_AIM OF THE TASK_. Transcribe the material verbatim in full; the pictures do not belong in the copy.
______
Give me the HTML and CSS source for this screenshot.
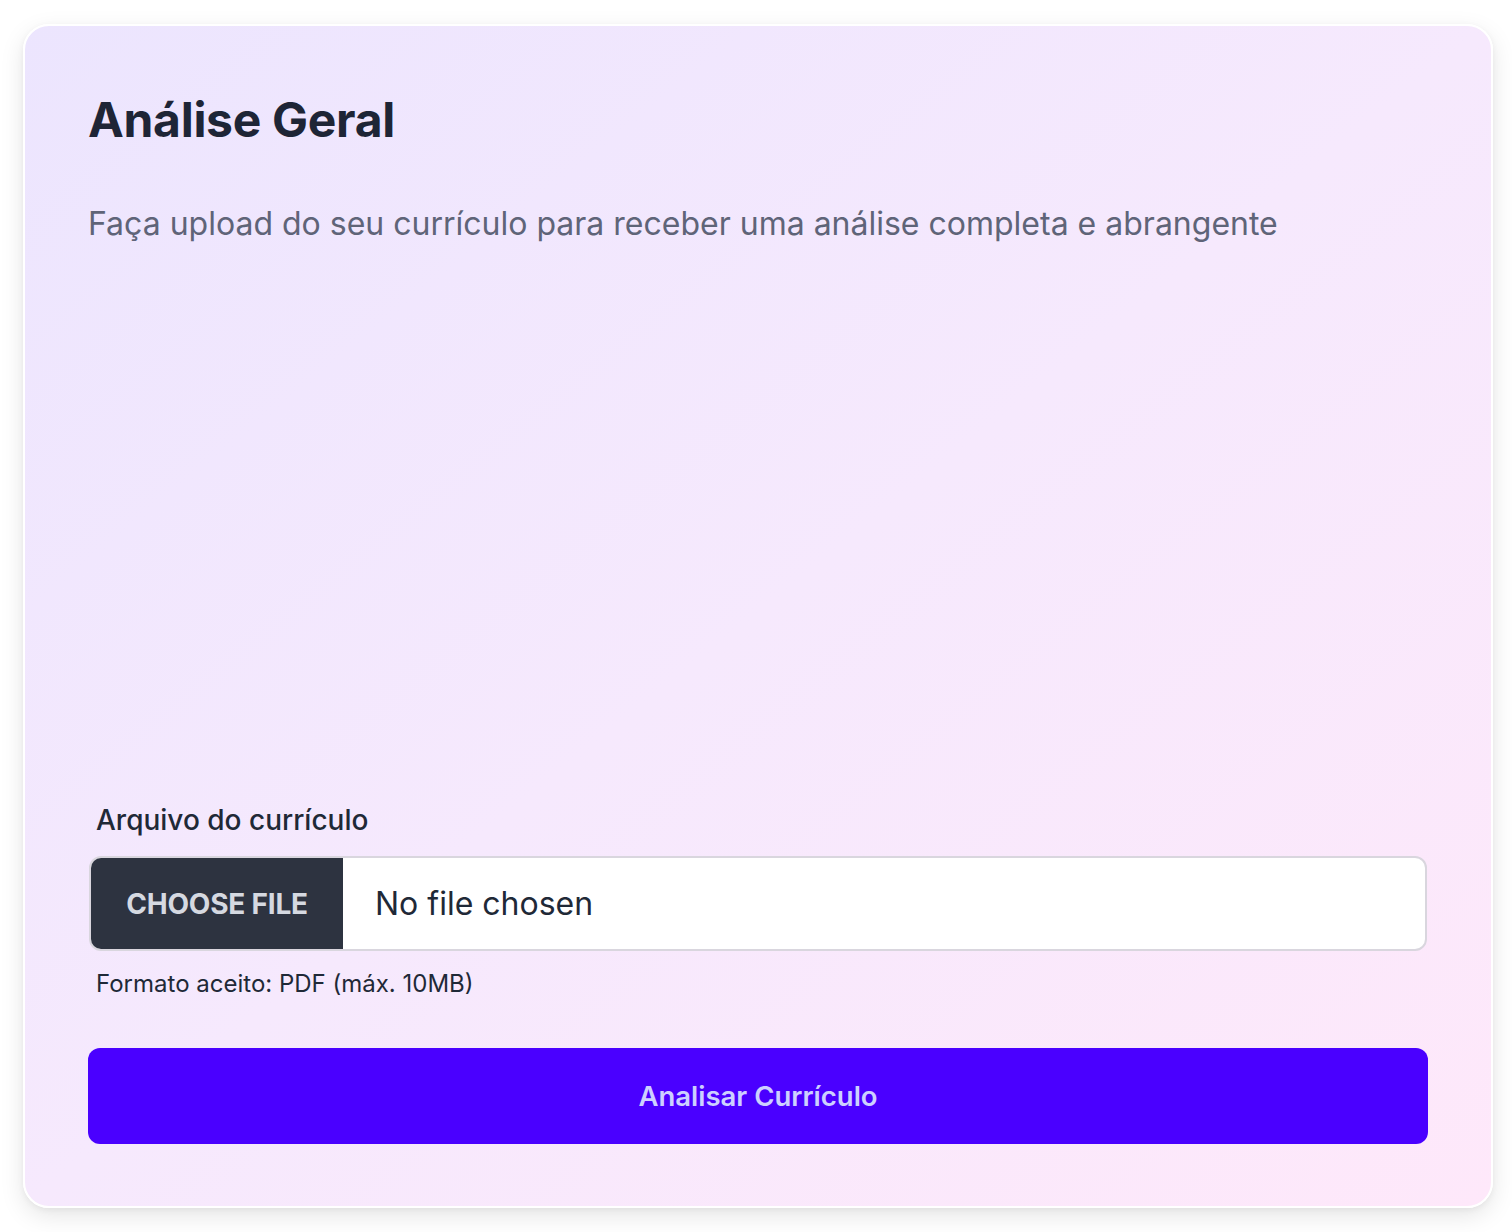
FILE: index.html
```html
<!DOCTYPE html>
<html lang="pt-BR">
<head>
<meta charset="utf-8">
<title>Análise Geral</title>
<link rel="stylesheet" href="styles.css">
</head>
<body>
<main class="page">
  <section class="card">
    <header class="card-head">
      <h1 class="title">Análise Geral</h1>
      <p class="subtitle">Faça upload do seu currículo para receber uma análise completa e abrangente</p>
    </header>
    <form class="upload-form">
      <label class="field-label" for="cv">Arquivo do currículo</label>
      <label class="file-box" for="cv">
        <input class="file-input" id="cv" type="file" accept="application/pdf">
        <span class="file-btn">CHOOSE FILE</span>
        <span class="file-name">No file chosen</span>
      </label>
      <p class="help">Formato aceito: PDF (máx. 10MB)</p>
      <button class="submit" type="button">Analisar Currículo</button>
    </form>
  </section>
</main>
</body>
</html>
```

FILE: styles.css
```css
* { box-sizing: border-box; }
html, body { margin: 0; padding: 0; background: #ffffff; }
body {
  font-family: Inter, "Noto Sans", "Liberation Sans", sans-serif;
  color: #1f2937;
}
.page {
  height: 1232px;
  padding: 24px 19px 24px 23px;
  display: flex;
}
.card {
  flex: 1;
  display: flex;
  flex-direction: column;
  border: 2px solid #ffffff;
  border-radius: 26px;
  padding: 64px 64px 62px 64px;
  background: linear-gradient(to bottom right, #ece5fe 0%, #f6e9fd 50%, #fee8fa 100%);
  box-shadow: 0 8px 24px rgba(0, 0, 0, 0.10), 0 2px 6px rgba(0, 0, 0, 0.05);
}
.title {
  margin: 0 0 0 -1px;
  font-size: 48px;
  line-height: 60px;
  font-weight: 700;
  letter-spacing: -0.3px;
  color: #1e2536;
}
.subtitle {
  margin: 50px 0 0 -1px;
  font-size: 32px;
  line-height: 48px;
  color: #5f6478;
}
.upload-form {
  margin-top: auto;
  display: flex;
  flex-direction: column;
}
.field-label {
  padding-left: 7px;
  font-size: 28px;
  line-height: 36px;
  font-weight: 500;
  color: #1f2937;
}
.file-box {
  margin-top: 18px;
  height: 95px;
  display: flex;
  align-items: stretch;
  background: #ffffff;
  border: 2px solid #d9d6de;
  border-radius: 12px;
  overflow: hidden;
  cursor: pointer;
}
.file-input { display: none; }
.file-btn {
  width: 252px;
  display: flex;
  align-items: center;
  justify-content: center;
  background: #2d3340;
  color: #d5d9e1;
  font-size: 28px;
  font-weight: 700;
  letter-spacing: -0.2px;
}
.file-name {
  display: flex;
  align-items: center;
  padding-left: 32px;
  font-size: 32px;
  color: #1f2937;
}
.help {
  margin: 16px 0 0;
  padding-left: 7px;
  font-size: 24px;
  line-height: 33px;
  color: #1f2937;
}
.submit {
  margin: 48px -1px 0;
  height: 96px;
  border: 0;
  border-radius: 12px;
  background: #4a00ff;
  color: #cdd0ff;
  font-family: inherit;
  font-size: 27.5px;
  font-weight: 600;
  cursor: pointer;
}
```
______
_TASK ANSWER_.
Give me the HTML and CSS source for this screenshot.
FILE: index.html
```html
<!DOCTYPE html>
<html lang="pt-BR">
<head>
<meta charset="utf-8">
<title>Análise Geral</title>
<link rel="stylesheet" href="styles.css">
</head>
<body>
<main class="page">
  <section class="card">
    <header class="card-head">
      <h1 class="title">Análise Geral</h1>
      <p class="subtitle">Faça upload do seu currículo para receber uma análise completa e abrangente</p>
    </header>
    <form class="upload-form">
      <label class="field-label" for="cv">Arquivo do currículo</label>
      <label class="file-box" for="cv">
        <input class="file-input" id="cv" type="file" accept="application/pdf">
        <span class="file-btn">CHOOSE FILE</span>
        <span class="file-name">No file chosen</span>
      </label>
      <p class="help">Formato aceito: PDF (máx. 10MB)</p>
      <button class="submit" type="button">Analisar Currículo</button>
    </form>
  </section>
</main>
</body>
</html>
```

FILE: styles.css
```css
* { box-sizing: border-box; }
html, body { margin: 0; padding: 0; background: #ffffff; }
body {
  font-family: Inter, "Noto Sans", "Liberation Sans", sans-serif;
  color: #1f2937;
}
.page {
  height: 1232px;
  padding: 24px 19px 24px 23px;
  display: flex;
}
.card {
  flex: 1;
  display: flex;
  flex-direction: column;
  border: 2px solid #ffffff;
  border-radius: 26px;
  padding: 64px 64px 62px 64px;
  background: linear-gradient(to bottom right, #ece5fe 0%, #f6e9fd 50%, #fee8fa 100%);
  box-shadow: 0 8px 24px rgba(0, 0, 0, 0.10), 0 2px 6px rgba(0, 0, 0, 0.05);
}
.title {
  margin: 0 0 0 -1px;
  font-size: 48px;
  line-height: 60px;
  font-weight: 700;
  letter-spacing: -0.3px;
  color: #1e2536;
}
.subtitle {
  margin: 50px 0 0 -1px;
  font-size: 32px;
  line-height: 48px;
  color: #5f6478;
}
.upload-form {
  margin-top: auto;
  display: flex;
  flex-direction: column;
}
.field-label {
  padding-left: 7px;
  font-size: 28px;
  line-height: 36px;
  font-weight: 500;
  color: #1f2937;
}
.file-box {
  margin-top: 18px;
  height: 95px;
  display: flex;
  align-items: stretch;
  background: #ffffff;
  border: 2px solid #d9d6de;
  border-radius: 12px;
  overflow: hidden;
  cursor: pointer;
}
.file-input { display: none; }
.file-btn {
  width: 252px;
  display: flex;
  align-items: center;
  justify-content: center;
  background: #2d3340;
  color: #d5d9e1;
  font-size: 28px;
  font-weight: 700;
  letter-spacing: -0.2px;
}
.file-name {
  display: flex;
  align-items: center;
  padding-left: 32px;
  font-size: 32px;
  color: #1f2937;
}
.help {
  margin: 16px 0 0;
  padding-left: 7px;
  font-size: 24px;
  line-height: 33px;
  color: #1f2937;
}
.submit {
  margin: 48px -1px 0;
  height: 96px;
  border: 0;
  border-radius: 12px;
  background: #4a00ff;
  color: #cdd0ff;
  font-family: inherit;
  font-size: 27.5px;
  font-weight: 600;
  cursor: pointer;
}
```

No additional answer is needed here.